The price of games, toys and hobbies, such as computer games consoles, craft kits, and dolls, also all increased.
Prices for whisky were also up and prices for packs of bottled and canned lager, and cigarettes increased this year.
What is inflation?
INFLATION is defined as a general increase in prices and fall in the purchasing value of money.
Inflation has a massive impact on people's wages and buying power which can really affect families' bank balances.
For example, if inflation is 10 per cent, a handbag costing £50 will be priced at £55 in a years time.
Inflation, which is measured by the Office for National Statistics, is also what the Bank of England uses as a guide when it is setting interest rates.
This means inflation can also have an impact on mortgage costs and savings rates.
Check out our inflation guide for more information.
Falling inflation is good for households in that it means the price we pay for goods has dropped.
It also means there's more chance our savings aren't being eroded by inflation as the top savings rate is currently above inflation at 1.16 per cent.

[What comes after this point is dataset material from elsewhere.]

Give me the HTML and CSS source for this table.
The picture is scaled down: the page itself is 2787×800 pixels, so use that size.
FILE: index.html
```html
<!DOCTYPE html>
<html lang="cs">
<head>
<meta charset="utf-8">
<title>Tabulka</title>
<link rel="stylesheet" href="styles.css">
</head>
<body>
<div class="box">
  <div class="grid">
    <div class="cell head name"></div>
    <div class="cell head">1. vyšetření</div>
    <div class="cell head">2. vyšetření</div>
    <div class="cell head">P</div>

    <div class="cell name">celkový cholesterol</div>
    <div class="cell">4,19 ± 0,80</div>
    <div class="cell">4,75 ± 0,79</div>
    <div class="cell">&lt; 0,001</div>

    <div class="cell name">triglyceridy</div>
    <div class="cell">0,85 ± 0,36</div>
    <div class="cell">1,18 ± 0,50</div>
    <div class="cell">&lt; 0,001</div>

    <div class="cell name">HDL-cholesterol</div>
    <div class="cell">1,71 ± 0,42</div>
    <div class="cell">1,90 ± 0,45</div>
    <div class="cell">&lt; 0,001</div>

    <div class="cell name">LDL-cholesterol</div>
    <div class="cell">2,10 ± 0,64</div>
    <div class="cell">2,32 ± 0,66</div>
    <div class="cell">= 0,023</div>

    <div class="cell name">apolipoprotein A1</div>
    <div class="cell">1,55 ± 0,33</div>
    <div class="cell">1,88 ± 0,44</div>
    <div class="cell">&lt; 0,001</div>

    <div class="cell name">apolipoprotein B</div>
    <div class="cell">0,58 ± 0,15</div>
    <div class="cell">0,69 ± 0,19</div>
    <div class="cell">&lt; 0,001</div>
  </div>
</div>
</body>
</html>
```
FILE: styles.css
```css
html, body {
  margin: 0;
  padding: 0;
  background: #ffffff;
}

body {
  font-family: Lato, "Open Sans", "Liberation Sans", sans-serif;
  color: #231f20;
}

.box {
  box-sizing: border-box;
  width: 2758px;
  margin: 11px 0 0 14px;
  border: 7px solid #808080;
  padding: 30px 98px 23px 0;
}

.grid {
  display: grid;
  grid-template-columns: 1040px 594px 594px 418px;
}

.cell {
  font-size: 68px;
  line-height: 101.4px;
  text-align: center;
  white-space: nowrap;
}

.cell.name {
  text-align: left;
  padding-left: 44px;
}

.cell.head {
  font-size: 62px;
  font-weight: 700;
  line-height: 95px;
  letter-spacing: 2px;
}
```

Laura Suter, personal finance analyst at investment platform AJ Bell said: “The inflation news does provide a boost for savers, who for the first time in ages can now get above inflation interest rates on easy-access savings accounts – from more than one account.
"But the past few weeks have seen a sea of cuts from providers, following the Bank of England’s base rate cut and competitors cutting their rates.

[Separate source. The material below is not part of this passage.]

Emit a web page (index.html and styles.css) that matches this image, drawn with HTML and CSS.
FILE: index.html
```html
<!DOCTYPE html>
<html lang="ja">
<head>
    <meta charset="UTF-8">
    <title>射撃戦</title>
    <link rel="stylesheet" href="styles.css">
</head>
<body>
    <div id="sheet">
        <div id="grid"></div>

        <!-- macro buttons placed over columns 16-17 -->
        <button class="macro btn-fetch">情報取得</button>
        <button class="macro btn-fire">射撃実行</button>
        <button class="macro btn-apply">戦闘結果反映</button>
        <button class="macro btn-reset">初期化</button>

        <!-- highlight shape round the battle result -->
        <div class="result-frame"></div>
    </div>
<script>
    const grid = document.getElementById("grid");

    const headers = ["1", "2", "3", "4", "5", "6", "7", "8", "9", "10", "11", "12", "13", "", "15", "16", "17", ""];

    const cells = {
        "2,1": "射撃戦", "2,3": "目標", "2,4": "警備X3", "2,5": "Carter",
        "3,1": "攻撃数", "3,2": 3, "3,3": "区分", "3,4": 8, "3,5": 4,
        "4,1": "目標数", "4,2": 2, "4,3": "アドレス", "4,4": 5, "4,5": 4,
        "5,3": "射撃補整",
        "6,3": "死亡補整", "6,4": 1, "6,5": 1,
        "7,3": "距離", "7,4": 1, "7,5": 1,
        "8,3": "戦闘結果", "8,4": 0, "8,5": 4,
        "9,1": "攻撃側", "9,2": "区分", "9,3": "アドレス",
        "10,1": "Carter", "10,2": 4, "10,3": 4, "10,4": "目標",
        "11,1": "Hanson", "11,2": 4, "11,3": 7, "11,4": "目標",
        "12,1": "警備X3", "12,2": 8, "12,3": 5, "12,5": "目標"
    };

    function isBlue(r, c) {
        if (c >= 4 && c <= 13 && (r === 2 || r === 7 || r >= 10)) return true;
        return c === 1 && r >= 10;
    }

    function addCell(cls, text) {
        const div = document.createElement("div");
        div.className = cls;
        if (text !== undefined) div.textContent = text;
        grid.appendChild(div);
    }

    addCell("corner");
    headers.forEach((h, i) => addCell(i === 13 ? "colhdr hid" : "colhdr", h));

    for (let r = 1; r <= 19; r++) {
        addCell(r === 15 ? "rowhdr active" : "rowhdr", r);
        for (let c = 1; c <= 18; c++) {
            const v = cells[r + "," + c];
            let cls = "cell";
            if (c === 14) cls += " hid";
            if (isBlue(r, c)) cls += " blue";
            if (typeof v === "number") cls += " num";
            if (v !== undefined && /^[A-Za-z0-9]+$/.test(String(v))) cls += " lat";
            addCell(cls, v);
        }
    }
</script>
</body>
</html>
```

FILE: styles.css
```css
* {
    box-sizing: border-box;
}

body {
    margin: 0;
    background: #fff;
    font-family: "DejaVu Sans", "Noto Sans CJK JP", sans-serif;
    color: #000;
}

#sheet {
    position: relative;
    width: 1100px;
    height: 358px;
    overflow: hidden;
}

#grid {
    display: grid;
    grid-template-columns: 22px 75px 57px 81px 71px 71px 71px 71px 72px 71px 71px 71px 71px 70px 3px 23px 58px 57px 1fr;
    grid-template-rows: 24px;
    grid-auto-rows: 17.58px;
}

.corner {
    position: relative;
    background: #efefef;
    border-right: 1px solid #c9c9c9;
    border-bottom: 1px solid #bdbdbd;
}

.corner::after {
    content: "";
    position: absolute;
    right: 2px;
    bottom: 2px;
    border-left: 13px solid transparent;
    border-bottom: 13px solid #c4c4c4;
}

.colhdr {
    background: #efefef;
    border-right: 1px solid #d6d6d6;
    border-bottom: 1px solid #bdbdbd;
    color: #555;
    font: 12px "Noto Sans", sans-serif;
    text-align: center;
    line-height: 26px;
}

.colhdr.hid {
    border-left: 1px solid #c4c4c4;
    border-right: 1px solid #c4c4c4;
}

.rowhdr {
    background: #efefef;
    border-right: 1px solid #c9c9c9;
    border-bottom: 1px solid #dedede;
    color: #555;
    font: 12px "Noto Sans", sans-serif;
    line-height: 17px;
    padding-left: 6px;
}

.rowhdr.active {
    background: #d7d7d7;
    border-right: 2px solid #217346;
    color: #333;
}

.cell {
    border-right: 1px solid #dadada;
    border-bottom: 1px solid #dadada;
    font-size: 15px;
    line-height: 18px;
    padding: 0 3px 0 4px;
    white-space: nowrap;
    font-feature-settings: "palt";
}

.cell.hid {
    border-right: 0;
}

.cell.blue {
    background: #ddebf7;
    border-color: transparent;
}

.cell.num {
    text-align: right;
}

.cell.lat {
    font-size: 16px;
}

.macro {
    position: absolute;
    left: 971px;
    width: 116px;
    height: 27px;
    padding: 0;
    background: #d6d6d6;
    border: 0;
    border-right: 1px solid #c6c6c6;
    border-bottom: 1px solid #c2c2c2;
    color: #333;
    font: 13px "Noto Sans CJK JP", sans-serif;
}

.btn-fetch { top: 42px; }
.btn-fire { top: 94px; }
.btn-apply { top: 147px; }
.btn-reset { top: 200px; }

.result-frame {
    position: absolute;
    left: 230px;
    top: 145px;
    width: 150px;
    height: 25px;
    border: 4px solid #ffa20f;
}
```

"This means that these inflation-busting savings rates are likely to vanish quickly – with the exception of NS&I, which recently reversed its planned cuts to rates."

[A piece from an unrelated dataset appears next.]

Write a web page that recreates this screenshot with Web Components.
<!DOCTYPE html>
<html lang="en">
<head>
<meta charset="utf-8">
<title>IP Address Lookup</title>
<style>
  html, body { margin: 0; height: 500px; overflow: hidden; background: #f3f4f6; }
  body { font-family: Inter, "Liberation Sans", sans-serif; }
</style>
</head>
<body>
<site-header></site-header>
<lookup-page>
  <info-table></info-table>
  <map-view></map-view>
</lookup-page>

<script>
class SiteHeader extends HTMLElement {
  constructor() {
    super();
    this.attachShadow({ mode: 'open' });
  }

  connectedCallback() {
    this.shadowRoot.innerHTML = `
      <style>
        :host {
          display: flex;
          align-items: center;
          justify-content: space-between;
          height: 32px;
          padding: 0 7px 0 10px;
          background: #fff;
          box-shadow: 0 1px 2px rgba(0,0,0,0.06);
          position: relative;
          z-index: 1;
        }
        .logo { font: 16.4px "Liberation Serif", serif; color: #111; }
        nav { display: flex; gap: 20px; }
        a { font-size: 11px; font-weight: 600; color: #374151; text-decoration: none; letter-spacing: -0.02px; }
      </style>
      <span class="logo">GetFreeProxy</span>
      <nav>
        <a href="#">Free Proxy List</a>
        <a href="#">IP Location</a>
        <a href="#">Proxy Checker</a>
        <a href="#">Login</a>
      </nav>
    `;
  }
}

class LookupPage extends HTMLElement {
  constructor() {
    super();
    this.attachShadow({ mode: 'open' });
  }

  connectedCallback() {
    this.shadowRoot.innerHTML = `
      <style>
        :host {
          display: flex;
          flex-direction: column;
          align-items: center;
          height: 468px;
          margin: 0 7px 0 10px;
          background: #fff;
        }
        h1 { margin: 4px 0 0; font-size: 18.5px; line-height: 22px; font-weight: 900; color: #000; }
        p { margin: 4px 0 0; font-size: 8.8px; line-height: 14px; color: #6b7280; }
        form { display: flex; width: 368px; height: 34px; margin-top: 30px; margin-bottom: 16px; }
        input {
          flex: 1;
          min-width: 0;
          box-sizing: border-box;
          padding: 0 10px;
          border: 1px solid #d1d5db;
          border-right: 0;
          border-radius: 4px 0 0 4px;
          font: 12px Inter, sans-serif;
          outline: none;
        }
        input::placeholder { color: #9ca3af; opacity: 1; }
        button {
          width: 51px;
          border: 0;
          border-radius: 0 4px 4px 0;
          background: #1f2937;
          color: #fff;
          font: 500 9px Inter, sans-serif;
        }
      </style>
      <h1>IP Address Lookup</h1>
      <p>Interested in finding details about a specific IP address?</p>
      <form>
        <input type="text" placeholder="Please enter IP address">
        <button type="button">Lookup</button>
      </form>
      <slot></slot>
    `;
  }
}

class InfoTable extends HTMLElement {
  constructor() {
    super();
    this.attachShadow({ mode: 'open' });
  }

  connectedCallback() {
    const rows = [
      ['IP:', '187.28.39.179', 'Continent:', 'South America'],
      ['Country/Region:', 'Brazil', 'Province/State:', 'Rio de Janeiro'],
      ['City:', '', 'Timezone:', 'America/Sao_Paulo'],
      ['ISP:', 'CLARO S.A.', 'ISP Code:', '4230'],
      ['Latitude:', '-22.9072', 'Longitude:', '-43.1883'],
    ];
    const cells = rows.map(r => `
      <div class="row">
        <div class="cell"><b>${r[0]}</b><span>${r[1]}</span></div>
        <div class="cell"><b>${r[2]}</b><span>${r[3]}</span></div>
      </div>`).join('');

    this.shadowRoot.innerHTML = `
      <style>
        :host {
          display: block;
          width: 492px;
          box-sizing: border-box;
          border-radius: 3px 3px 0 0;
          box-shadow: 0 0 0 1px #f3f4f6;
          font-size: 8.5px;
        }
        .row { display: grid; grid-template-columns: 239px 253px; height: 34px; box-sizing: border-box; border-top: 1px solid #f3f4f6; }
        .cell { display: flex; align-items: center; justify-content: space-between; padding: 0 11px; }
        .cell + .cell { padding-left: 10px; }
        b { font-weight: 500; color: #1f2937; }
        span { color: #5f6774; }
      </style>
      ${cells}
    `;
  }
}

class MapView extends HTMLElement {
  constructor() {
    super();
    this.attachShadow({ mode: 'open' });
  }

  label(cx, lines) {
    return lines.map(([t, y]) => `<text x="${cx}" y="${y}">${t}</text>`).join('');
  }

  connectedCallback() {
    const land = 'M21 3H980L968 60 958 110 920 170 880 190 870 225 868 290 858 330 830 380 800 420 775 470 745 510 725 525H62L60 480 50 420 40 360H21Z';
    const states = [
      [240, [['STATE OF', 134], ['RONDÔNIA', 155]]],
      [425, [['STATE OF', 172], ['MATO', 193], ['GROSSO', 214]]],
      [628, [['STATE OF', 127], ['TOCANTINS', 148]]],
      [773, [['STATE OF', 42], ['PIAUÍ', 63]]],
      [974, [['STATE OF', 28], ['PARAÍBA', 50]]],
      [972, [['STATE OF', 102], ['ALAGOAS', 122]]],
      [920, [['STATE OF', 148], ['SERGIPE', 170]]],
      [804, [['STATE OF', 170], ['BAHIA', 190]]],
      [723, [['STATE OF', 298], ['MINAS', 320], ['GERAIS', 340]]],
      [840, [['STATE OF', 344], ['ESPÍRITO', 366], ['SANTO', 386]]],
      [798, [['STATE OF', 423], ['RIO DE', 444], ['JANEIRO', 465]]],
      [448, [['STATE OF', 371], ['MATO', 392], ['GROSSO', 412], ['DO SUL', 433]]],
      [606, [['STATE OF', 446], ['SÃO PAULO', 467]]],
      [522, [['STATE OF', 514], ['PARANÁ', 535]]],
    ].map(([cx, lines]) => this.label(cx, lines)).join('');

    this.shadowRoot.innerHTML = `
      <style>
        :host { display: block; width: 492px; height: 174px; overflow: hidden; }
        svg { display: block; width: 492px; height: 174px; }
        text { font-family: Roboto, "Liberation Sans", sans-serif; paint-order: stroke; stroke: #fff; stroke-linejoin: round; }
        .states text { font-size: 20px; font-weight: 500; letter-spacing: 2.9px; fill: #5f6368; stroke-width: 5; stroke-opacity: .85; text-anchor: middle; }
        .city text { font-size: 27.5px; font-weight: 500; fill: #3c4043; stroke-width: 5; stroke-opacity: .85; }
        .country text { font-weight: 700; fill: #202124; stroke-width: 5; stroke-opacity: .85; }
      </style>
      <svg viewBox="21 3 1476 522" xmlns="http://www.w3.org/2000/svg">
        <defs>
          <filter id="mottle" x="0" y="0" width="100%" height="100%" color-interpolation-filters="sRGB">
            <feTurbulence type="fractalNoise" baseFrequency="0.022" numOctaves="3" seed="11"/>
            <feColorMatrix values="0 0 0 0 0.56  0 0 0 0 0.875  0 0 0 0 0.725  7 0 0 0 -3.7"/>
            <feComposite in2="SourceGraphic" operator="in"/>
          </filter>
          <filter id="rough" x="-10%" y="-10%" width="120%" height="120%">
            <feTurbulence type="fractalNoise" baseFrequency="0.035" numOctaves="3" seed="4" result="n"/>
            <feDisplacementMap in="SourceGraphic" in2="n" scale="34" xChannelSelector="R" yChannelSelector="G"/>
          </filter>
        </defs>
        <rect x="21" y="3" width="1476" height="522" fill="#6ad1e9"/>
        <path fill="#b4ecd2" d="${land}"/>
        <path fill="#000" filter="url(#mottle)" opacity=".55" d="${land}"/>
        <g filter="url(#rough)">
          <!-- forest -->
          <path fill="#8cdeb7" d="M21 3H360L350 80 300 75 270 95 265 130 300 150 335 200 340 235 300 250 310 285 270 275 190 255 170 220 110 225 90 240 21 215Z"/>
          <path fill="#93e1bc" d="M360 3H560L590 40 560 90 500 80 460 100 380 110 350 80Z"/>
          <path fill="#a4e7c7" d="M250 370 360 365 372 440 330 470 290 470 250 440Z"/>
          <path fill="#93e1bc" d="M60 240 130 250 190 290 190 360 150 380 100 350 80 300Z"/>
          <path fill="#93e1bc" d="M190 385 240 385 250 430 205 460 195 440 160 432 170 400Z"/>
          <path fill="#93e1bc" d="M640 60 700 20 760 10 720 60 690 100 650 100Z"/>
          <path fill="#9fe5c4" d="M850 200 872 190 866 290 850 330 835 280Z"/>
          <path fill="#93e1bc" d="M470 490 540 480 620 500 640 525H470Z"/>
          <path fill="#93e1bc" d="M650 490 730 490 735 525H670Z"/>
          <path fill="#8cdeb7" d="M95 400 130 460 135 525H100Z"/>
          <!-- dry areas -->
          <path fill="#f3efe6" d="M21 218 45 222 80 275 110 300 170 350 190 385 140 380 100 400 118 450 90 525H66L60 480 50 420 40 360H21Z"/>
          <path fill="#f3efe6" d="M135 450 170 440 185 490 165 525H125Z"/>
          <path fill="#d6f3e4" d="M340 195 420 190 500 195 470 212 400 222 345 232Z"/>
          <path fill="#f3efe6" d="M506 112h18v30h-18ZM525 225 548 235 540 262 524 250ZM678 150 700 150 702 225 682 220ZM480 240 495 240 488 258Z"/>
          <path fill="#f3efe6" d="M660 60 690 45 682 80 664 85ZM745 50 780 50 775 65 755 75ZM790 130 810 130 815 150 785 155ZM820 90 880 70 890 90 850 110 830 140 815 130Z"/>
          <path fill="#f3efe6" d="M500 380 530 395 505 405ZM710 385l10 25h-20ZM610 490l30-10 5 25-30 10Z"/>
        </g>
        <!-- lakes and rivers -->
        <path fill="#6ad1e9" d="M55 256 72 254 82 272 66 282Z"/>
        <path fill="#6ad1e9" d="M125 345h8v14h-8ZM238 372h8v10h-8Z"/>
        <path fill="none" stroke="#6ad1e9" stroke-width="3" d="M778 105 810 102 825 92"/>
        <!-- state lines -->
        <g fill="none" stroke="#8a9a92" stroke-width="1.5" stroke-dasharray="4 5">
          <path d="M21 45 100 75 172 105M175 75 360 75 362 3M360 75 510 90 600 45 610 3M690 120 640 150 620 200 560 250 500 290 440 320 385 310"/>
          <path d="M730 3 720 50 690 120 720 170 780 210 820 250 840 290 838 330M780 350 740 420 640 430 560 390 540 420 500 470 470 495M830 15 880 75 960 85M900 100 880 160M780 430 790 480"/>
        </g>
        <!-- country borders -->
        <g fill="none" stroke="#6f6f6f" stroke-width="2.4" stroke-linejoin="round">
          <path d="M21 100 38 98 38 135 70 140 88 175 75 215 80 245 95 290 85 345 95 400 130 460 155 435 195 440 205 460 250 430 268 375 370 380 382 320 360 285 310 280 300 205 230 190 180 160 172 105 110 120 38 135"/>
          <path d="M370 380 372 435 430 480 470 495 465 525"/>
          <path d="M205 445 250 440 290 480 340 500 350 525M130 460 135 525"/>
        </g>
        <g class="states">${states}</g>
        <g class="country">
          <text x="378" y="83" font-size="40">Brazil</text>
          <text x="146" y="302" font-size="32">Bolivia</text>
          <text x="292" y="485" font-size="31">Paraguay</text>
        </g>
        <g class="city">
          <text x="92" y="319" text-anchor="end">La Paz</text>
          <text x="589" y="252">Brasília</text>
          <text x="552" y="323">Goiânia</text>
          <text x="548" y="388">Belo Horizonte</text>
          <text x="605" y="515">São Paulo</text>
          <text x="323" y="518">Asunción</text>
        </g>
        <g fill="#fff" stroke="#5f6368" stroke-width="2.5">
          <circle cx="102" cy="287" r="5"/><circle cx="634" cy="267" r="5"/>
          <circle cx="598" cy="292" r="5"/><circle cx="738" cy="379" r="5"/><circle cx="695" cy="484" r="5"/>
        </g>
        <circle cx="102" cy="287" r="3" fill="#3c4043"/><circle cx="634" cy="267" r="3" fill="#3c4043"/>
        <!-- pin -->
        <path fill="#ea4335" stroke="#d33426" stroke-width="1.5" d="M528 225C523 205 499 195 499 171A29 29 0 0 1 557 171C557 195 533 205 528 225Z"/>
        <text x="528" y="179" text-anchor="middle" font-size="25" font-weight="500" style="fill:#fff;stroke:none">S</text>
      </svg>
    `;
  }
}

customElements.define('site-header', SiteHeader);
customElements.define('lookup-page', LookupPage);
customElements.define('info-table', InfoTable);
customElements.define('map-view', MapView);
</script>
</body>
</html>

But the Bank of England warns that when inflation falls, people may be put off spending as they expect prices to drop further, and if everybody does this companies could fail and people could subsequently lose their jobs.
The CPIH measure of inflation, which includes housing costs, fell to 0.9 per cent in April down from 1.5 per cent in March 2020.
While the retail prices index (RPI) measure of inflation fell from 2.6 per cent in the year to March to 1.5 per cent in April.
Jonathan Athow, deputy national statistician for economic statistics at the ONS, added: "While the coronavirus limited the availability of some goods and services, its effect on prices was more muted.
"Falling petrol and diesel prices, combined with changes to the domestic energy price cap were the main reasons for lower inflation in April.
"Games, toys and hobbies saw rising prices, perhaps as people occupied their time at home.
"Food prices grew no more quickly than other goods and services, though fresh vegetables did see stronger rises."
It comes as just yesterday ONS figures revealed the number of people claiming benefits in April has soared by 70 per cent to almost 2.1million due to the coronavirus crisis.
More on money
Meanwhile, unemployment figures jumped by 50,000 to 1.35million in the three months to March, the ONS said.
Chancellor Rishi Sunak has warned of a "never-seen-before coronavirus recession" leaving permanent damage on the economy.
It follows around 6million people in the UK so far being furloughed, where they receive 80 per cent of their wages up to £2,500 a month if they're currently unable to work.